-- START Given records --

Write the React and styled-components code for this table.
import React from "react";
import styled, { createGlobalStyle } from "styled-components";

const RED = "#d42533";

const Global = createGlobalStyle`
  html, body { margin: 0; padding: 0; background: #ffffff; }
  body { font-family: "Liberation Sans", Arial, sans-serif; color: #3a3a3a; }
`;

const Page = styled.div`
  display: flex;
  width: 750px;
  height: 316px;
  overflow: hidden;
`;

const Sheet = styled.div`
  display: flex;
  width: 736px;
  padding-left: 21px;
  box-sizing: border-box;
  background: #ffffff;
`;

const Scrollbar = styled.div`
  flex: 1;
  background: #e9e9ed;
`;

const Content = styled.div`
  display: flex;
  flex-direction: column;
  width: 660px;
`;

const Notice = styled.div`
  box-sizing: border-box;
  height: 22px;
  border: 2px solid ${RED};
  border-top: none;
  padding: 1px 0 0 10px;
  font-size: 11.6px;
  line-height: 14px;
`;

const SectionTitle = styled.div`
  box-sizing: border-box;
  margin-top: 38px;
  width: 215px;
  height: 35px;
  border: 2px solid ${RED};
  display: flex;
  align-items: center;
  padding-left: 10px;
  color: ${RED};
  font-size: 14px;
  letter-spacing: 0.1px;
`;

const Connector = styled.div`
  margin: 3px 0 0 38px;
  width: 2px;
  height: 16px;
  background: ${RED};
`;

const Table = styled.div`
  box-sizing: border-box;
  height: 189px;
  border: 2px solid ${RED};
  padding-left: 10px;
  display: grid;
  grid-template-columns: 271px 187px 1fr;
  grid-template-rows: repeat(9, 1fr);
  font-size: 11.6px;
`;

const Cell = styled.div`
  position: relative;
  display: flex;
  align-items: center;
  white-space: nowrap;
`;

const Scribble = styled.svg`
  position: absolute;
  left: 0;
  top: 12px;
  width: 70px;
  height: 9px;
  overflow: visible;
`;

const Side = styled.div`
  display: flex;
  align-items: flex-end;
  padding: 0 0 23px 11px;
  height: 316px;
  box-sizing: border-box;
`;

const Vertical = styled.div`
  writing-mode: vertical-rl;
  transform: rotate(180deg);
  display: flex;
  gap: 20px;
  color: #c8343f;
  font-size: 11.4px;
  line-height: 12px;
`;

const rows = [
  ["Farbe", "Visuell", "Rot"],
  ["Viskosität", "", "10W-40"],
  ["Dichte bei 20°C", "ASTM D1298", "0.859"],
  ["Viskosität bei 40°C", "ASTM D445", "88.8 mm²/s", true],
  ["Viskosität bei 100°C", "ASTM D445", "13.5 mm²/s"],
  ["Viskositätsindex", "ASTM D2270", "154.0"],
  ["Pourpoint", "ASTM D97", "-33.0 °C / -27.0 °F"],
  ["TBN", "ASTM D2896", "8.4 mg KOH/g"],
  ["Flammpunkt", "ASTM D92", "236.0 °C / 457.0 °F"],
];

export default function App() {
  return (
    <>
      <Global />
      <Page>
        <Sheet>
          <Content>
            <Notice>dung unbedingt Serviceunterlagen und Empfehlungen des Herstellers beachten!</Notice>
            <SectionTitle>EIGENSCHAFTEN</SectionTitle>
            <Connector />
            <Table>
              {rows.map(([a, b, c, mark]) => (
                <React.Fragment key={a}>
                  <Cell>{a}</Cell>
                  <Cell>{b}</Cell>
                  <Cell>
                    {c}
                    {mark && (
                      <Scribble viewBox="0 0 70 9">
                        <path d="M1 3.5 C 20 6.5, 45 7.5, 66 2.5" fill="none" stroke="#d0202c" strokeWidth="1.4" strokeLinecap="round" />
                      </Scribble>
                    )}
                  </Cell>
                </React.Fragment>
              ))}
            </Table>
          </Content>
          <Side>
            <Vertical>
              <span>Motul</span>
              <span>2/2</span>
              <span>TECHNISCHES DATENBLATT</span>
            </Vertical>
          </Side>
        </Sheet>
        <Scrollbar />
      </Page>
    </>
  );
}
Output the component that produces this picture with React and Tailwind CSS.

-- END Given records --
-- START Given records --

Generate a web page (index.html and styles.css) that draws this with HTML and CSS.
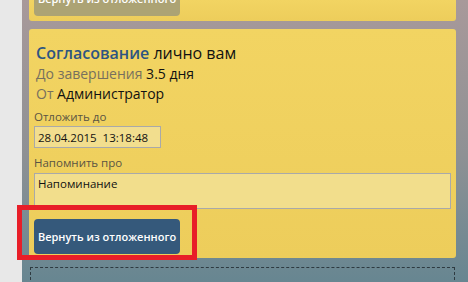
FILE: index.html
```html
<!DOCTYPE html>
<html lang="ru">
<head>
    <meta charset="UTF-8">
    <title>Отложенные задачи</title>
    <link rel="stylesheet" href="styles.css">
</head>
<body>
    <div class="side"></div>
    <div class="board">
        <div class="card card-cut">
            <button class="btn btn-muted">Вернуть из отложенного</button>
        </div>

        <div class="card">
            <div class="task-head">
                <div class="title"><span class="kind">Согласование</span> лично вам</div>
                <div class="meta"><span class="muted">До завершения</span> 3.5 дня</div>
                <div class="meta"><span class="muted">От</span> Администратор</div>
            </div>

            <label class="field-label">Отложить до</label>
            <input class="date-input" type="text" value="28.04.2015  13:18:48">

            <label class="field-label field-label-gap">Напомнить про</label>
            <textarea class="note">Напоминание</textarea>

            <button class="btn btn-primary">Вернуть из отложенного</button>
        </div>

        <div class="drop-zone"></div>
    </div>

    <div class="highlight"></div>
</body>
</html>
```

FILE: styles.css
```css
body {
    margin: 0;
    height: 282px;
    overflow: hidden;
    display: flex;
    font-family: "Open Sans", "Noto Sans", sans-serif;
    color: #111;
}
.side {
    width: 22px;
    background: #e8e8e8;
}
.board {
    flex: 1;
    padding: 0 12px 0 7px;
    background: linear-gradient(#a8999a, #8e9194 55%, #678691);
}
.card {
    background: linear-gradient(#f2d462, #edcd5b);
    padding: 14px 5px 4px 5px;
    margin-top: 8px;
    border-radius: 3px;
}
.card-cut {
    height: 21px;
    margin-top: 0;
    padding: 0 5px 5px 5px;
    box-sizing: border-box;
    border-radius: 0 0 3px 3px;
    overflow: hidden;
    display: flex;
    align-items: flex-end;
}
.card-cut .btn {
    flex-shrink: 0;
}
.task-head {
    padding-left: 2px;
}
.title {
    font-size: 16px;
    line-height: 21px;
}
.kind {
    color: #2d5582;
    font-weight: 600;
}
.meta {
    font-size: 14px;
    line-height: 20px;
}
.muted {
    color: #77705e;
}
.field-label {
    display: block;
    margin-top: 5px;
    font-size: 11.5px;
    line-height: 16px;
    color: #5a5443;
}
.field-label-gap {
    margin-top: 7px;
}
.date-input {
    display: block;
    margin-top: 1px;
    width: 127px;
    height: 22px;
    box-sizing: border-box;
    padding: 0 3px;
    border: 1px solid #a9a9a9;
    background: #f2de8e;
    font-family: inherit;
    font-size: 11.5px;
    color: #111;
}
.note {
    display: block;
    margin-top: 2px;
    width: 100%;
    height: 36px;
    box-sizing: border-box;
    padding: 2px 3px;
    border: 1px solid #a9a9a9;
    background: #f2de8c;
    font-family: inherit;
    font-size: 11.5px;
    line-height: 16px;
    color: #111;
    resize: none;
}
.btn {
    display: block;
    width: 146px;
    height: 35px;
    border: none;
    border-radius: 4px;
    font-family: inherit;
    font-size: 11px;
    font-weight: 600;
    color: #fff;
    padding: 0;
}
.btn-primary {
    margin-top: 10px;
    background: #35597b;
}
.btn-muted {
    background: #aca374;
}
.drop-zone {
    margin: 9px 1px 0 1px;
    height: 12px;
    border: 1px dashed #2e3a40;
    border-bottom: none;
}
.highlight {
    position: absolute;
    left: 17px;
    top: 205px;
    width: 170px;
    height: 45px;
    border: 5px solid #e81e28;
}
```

-- END Given records --

- **Work to be completed**
Every line containing the string "this" must be listed.

- **Solution below**
Write the React and styled-components code for this table.
Output the component that produces this picture with React and Tailwind CSS.
Generate a web page (index.html and styles.css) that draws this with HTML and CSS.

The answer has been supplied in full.